Want to know what your idiotic single-speeder or sweet-fixie riding friends (I can say that, I am one) are yammering about with all that “gear inches” and “ratios” business? You’re in luck! There’s a whole chapter on gearing to get you up to speed. I’m not suggesting that you need to know about that stuff, but sometimes the best way to make fun of something effectively is to know a lot about it.
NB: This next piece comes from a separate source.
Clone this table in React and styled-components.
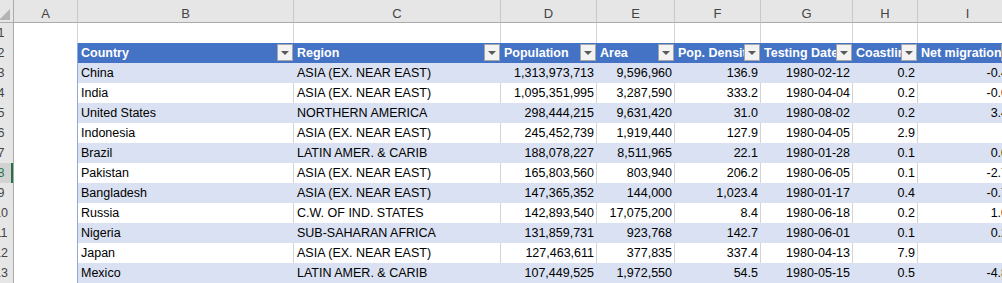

If you’re already too cool for school and you know everything about bicycle repair and maintenance…except maybe how to repair a tubular, this book can help you out. Or, if you’re a consummate newbie and you have no freaking idea what a tubular is and you just want to know how to install a damn tube in your tire, this book can help you out too. Of course if you’re Mr. Too-Cool-For-School you could always get if for your rookie friend to ease his path into the too-cool-for-school-club (and then sneak over to his house, hide in the bathroom, and cram on how to deal with that XTR FC-M970 crankset that you have no clue how to remove).
All I Know is that I wish I’d had a copy of this book when I was a 16-year-old kid riding around on my too-big orange Rockhopper with the seat, uh, I mean saddle too low, both quick release levers wing-nutted on, the gears clicking, and the chain grinding dryly over shark-toothed cassette teeth.
The Bicycling Guide to Complete Bicycle Maintenance and Repair is available at Amazon.com and, more than likely, at your local bike shop, so check with them first, because if you actually buy things from them they might be nicer to you when you come in with the Frankenstein’s-Monster-train-wreck that you’ve turned your bicycle into while attempting to repair it yourself.